→ **What you are asked to do**
Scan the lines below for the word "index". Copy each line you find it in.

→ **Task input**
____________________

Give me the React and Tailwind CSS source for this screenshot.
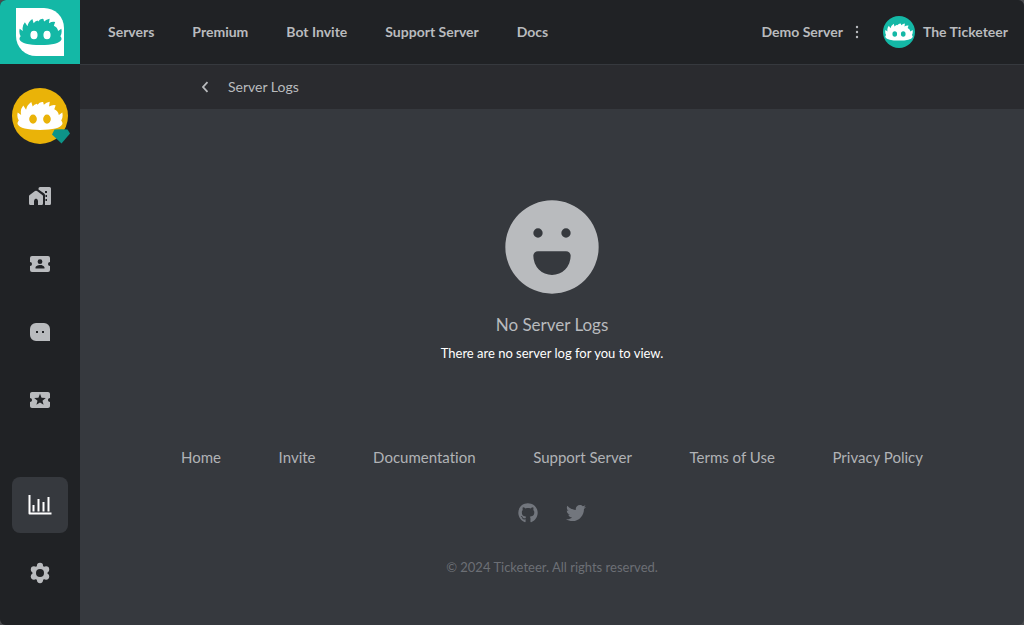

____________________

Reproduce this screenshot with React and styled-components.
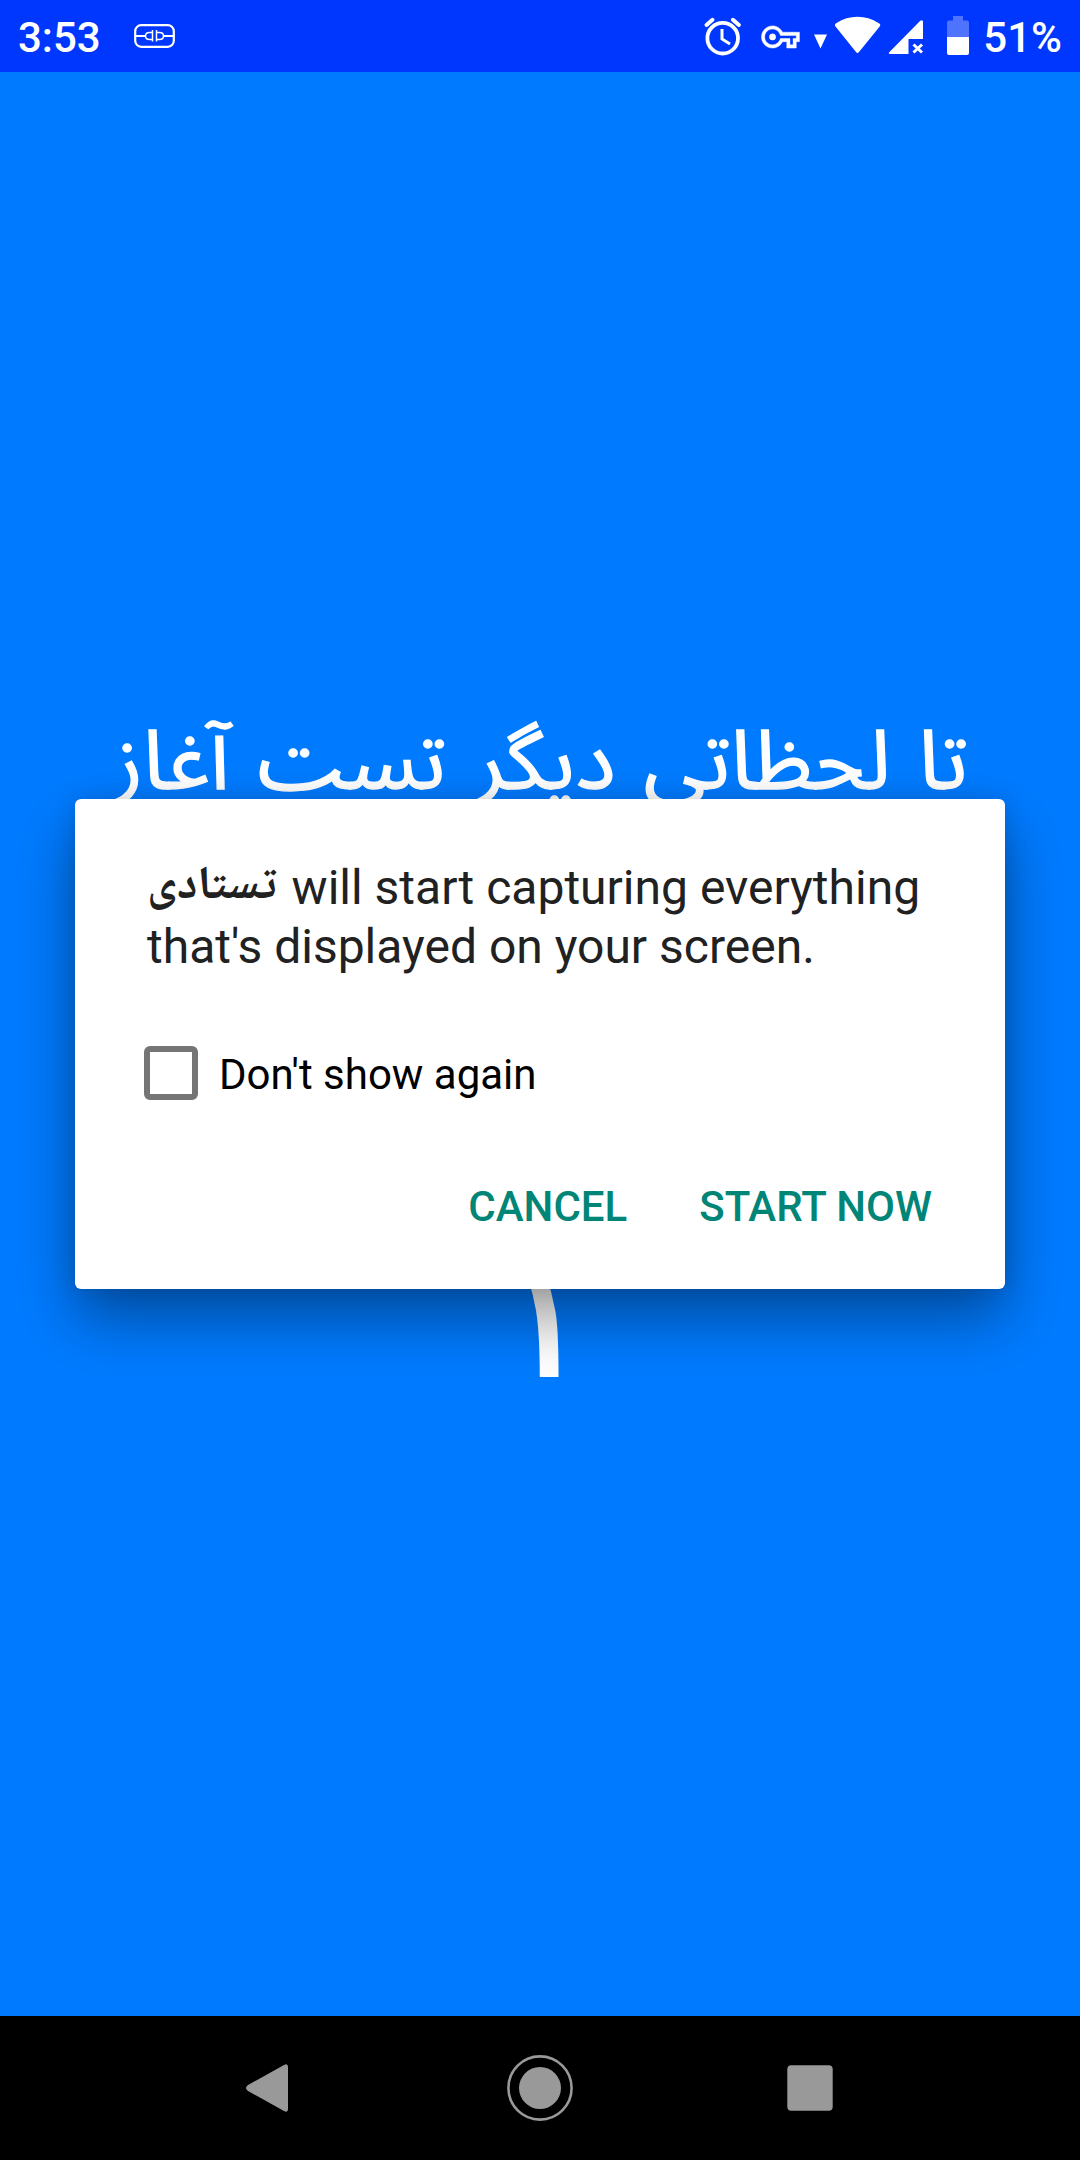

____________________

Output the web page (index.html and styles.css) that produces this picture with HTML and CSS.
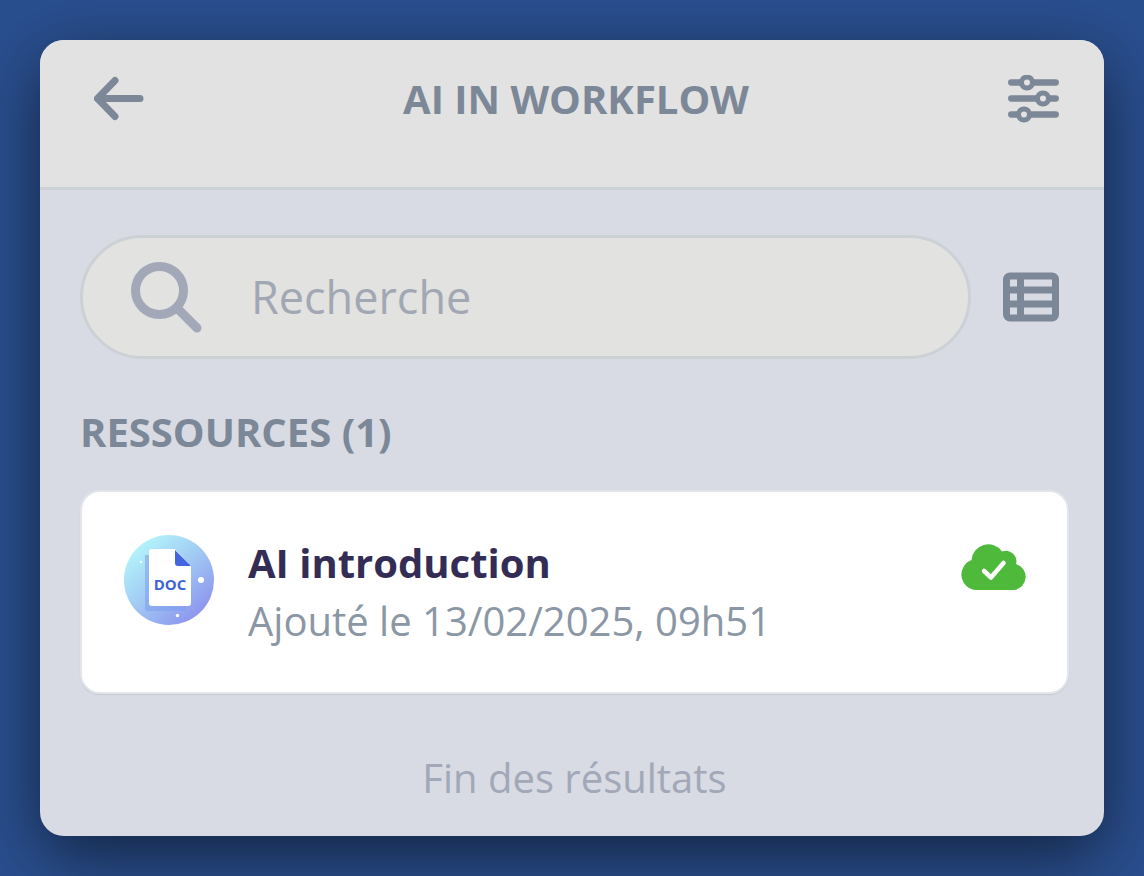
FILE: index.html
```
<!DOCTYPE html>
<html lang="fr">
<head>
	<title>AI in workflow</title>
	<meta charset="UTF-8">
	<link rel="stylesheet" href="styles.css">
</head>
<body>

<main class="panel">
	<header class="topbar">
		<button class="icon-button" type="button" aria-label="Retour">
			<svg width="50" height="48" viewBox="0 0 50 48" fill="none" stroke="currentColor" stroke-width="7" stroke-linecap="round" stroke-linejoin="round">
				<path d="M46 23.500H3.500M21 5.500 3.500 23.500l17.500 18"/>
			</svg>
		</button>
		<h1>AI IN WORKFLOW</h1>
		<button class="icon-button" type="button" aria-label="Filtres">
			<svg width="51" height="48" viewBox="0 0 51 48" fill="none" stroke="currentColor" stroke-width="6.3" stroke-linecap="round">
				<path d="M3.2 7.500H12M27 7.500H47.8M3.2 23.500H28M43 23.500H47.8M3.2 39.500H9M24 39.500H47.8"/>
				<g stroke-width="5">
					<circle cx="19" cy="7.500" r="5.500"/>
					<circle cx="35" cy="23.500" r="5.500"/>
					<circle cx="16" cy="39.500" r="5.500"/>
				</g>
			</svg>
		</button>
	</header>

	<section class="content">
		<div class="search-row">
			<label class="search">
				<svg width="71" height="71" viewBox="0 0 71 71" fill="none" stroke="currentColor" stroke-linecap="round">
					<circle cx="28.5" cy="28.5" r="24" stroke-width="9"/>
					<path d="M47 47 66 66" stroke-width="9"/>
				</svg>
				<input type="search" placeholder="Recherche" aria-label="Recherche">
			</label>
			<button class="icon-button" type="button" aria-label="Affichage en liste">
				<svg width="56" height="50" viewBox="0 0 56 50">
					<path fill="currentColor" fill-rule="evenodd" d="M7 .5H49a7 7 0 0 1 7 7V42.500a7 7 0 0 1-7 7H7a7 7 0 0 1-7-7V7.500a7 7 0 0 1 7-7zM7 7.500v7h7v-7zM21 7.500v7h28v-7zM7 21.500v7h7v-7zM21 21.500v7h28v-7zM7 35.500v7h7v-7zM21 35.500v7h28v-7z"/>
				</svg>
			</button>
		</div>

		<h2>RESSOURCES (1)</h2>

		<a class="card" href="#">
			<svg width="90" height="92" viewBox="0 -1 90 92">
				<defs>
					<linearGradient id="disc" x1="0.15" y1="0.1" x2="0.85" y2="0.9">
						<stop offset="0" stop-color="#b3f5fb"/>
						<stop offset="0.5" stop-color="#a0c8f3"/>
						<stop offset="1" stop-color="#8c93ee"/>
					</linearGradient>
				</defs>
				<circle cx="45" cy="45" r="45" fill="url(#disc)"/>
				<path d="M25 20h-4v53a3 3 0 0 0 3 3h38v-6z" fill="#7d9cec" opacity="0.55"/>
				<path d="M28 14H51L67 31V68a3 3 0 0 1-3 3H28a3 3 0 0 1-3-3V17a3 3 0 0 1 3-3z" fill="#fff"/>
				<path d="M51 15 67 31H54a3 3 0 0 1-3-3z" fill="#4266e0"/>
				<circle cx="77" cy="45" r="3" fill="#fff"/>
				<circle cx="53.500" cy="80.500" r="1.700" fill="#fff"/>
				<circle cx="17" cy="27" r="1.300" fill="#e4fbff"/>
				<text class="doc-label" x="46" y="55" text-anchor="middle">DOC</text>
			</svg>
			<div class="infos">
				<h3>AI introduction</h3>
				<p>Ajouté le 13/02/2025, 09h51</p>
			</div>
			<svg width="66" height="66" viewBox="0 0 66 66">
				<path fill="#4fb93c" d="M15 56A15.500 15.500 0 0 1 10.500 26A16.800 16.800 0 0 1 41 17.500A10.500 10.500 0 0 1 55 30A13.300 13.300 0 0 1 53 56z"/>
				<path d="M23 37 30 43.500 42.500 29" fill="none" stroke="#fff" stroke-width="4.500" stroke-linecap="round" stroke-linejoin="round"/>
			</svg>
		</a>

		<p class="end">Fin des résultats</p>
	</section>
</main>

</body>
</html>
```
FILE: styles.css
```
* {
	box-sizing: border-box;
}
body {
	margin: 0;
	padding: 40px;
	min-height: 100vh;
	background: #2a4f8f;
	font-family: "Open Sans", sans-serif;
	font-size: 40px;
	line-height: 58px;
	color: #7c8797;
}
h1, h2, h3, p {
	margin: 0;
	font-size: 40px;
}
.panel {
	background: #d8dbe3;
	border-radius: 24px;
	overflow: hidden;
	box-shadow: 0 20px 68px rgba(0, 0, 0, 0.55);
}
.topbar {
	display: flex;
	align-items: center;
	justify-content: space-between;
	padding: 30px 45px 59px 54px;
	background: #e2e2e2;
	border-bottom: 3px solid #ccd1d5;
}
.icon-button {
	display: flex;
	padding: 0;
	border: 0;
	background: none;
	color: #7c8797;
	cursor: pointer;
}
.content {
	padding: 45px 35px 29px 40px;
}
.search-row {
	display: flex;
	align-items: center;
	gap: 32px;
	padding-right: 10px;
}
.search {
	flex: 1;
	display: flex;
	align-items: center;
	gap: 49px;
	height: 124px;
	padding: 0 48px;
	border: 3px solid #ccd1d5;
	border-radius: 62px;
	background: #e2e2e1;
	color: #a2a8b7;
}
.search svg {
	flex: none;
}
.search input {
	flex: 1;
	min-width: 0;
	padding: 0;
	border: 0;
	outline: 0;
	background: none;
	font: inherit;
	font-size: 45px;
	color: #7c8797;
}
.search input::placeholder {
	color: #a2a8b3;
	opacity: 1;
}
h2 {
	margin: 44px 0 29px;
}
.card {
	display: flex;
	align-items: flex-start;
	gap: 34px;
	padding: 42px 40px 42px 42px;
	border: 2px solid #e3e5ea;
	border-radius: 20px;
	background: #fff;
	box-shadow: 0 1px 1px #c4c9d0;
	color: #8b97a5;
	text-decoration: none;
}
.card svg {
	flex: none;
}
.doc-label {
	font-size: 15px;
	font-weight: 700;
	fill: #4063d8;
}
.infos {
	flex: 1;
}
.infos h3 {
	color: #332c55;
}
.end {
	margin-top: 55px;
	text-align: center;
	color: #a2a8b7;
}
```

____________________

→ **Response to the exercise**
Output the web page (index.html and styles.css) that produces this picture with HTML and CSS.
FILE: index.html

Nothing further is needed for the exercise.